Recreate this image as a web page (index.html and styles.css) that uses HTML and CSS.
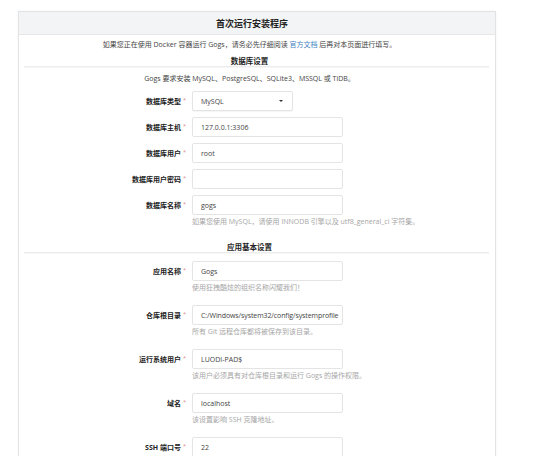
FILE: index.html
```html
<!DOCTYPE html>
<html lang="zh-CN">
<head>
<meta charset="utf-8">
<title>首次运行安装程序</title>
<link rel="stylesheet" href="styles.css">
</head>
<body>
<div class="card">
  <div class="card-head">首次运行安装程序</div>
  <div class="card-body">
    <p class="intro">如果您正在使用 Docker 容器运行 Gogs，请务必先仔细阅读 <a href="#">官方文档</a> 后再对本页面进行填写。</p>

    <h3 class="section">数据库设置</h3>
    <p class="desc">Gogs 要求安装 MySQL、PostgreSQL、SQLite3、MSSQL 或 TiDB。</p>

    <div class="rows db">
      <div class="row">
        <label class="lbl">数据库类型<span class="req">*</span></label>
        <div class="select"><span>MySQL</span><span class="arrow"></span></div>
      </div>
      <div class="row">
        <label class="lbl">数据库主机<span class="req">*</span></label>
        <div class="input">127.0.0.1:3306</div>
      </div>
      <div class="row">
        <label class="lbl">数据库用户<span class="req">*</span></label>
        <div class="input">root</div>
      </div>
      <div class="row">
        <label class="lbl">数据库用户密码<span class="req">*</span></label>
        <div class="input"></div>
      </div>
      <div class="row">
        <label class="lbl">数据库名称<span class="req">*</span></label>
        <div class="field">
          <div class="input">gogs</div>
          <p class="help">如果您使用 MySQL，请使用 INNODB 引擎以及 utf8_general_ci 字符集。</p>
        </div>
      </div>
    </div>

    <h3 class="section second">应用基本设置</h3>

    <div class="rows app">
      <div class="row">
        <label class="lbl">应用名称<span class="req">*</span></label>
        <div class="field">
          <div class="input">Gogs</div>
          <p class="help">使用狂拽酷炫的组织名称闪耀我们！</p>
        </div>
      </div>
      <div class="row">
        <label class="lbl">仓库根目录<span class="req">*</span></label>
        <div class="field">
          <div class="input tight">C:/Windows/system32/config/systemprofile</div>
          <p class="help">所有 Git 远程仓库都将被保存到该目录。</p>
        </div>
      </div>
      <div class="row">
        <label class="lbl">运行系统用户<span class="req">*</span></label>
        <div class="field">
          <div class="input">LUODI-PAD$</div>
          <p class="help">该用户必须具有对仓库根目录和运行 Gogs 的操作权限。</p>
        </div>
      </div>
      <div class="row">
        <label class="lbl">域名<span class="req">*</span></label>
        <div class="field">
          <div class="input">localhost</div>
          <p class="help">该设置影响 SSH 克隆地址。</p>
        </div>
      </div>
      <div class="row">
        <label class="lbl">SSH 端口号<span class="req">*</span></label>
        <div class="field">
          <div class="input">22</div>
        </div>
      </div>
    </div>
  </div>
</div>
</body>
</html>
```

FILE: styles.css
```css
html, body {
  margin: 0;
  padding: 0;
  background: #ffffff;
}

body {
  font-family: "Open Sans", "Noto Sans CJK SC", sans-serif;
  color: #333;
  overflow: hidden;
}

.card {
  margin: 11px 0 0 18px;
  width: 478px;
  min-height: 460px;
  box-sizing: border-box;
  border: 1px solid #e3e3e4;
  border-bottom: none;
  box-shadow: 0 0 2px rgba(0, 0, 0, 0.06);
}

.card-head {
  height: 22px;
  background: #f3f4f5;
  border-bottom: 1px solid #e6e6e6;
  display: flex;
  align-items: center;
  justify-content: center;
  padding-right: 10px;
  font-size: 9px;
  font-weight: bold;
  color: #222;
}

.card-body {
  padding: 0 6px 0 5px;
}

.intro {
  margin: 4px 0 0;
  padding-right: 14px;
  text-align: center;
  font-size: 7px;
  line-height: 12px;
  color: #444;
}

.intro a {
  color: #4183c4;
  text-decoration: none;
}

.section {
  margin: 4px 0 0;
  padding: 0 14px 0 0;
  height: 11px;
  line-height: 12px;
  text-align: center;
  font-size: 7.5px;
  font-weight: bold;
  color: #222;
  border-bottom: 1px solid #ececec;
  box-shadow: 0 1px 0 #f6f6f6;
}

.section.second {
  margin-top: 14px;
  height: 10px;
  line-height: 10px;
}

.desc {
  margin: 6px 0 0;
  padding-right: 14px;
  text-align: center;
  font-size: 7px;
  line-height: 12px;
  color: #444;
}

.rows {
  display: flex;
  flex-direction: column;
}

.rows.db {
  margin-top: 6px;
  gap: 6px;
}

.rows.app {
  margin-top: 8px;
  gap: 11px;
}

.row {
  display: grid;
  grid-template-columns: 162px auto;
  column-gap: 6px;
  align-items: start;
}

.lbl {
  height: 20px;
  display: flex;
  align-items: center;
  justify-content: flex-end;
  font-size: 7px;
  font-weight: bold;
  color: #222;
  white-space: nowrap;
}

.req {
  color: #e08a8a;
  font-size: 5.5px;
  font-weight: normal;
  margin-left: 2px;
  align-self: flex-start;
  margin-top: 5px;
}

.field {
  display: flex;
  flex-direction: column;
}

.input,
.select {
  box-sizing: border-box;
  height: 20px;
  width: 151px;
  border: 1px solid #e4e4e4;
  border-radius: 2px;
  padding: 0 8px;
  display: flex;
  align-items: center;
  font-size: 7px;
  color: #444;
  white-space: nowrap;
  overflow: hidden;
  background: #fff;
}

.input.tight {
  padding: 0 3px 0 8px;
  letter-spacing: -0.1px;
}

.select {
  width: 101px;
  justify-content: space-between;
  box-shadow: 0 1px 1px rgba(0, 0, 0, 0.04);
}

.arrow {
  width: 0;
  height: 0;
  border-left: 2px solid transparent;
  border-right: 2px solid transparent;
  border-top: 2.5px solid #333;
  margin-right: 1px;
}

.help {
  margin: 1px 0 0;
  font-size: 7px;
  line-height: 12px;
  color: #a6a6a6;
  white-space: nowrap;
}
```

--

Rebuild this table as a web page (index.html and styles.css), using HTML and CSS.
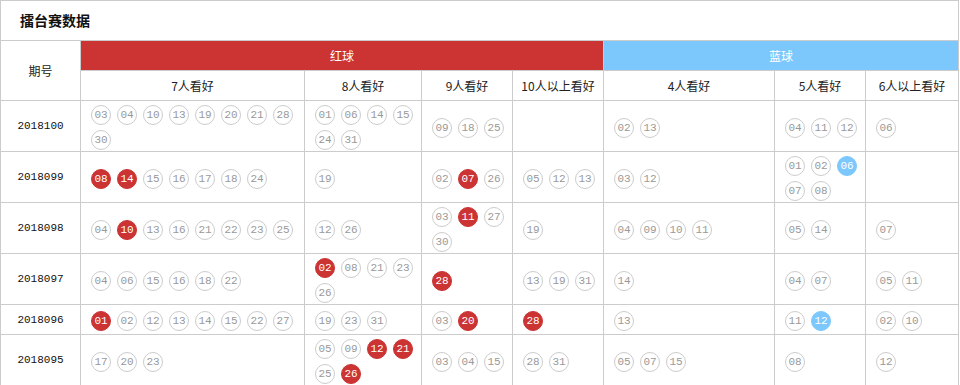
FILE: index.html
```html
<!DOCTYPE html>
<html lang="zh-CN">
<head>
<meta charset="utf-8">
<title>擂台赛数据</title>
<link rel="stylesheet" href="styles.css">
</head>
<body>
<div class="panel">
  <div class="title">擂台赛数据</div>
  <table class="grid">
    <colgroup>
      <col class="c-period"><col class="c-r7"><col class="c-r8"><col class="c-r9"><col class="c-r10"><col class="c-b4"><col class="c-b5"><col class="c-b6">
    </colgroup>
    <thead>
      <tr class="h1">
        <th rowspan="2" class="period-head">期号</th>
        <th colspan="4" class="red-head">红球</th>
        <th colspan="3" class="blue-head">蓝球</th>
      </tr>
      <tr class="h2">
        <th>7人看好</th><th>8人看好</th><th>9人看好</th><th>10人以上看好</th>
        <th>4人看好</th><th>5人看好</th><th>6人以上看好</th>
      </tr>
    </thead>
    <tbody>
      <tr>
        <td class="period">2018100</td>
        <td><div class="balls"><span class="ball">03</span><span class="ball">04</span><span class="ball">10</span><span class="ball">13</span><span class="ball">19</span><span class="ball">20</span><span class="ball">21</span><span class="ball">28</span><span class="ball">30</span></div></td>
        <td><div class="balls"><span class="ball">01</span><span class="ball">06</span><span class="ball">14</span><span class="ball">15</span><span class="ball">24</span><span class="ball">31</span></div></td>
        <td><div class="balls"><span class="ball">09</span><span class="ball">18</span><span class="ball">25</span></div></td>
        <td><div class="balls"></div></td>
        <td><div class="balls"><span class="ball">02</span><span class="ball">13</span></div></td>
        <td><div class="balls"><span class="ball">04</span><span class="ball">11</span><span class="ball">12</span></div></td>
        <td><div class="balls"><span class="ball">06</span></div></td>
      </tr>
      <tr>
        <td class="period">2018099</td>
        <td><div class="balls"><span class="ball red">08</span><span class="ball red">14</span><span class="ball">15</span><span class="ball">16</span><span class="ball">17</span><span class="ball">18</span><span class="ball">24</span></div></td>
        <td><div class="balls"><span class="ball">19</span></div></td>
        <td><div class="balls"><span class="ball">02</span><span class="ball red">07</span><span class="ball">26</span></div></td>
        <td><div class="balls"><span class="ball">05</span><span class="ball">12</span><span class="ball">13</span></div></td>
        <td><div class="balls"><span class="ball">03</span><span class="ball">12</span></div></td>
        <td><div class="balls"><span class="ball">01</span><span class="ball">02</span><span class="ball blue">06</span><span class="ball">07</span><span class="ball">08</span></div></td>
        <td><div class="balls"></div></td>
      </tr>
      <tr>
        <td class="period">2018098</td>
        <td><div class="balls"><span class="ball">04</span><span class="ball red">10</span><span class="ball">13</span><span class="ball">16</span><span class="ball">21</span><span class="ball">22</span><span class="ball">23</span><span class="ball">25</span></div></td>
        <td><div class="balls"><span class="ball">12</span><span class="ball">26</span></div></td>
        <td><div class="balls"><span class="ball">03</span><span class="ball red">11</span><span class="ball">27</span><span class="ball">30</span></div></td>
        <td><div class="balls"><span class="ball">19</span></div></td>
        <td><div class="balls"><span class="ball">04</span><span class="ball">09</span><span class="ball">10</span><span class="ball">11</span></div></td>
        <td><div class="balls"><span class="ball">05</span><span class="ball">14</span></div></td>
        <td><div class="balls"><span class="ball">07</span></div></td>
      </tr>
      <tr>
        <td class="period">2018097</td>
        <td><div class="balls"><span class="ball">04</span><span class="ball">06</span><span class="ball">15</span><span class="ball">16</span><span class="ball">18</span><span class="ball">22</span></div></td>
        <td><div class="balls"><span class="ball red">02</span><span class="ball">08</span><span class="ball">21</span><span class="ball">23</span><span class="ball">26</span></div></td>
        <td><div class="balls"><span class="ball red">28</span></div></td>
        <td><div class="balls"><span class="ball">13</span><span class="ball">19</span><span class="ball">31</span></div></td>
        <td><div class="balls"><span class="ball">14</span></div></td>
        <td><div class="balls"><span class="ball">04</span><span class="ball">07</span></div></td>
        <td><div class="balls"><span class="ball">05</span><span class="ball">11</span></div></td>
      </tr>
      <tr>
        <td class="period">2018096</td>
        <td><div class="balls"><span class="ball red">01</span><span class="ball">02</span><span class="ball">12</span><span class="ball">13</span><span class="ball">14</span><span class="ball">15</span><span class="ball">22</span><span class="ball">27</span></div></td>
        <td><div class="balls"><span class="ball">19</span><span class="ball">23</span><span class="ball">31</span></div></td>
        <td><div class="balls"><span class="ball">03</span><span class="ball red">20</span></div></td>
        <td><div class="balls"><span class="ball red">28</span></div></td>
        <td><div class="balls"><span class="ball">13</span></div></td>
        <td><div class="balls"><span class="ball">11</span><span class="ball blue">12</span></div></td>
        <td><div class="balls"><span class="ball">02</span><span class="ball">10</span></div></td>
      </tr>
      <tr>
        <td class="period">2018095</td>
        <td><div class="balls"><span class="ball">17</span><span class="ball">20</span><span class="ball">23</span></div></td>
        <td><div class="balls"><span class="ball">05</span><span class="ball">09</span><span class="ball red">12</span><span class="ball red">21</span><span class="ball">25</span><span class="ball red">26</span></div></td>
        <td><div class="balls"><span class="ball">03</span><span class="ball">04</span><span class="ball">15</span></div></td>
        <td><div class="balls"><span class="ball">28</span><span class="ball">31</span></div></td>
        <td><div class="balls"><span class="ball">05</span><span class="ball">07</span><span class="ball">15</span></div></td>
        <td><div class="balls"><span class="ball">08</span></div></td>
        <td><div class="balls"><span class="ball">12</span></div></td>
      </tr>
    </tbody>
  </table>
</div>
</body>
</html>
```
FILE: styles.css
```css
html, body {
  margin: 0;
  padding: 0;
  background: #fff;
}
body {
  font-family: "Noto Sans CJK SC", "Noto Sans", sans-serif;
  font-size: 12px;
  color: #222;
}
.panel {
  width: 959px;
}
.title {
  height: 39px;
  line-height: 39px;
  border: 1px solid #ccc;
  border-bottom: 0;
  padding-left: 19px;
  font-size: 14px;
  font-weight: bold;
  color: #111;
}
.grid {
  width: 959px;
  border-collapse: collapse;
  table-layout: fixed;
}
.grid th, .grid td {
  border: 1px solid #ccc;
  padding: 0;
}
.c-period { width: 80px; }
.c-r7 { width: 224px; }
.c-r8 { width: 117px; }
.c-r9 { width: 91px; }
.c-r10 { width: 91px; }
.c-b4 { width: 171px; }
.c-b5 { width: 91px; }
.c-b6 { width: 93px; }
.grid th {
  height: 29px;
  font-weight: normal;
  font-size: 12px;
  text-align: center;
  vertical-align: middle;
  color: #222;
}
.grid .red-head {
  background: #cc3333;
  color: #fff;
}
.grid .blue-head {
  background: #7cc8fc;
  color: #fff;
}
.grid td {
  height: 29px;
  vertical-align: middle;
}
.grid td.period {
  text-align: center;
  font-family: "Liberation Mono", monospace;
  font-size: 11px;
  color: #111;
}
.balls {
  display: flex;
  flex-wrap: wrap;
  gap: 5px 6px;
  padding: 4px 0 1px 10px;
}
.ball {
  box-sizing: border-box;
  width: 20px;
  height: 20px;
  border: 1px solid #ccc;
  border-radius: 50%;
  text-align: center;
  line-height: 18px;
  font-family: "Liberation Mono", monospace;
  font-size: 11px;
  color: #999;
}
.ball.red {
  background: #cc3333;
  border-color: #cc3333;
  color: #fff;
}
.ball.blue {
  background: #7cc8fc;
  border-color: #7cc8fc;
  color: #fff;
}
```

AIM
From the data above, copy each line that holds "page".

WRITTEN ANSWER
Recreate this image as a web page (index.html and styles.css) that uses HTML and CSS.
Rebuild this table as a web page (index.html and styles.css), using HTML and CSS.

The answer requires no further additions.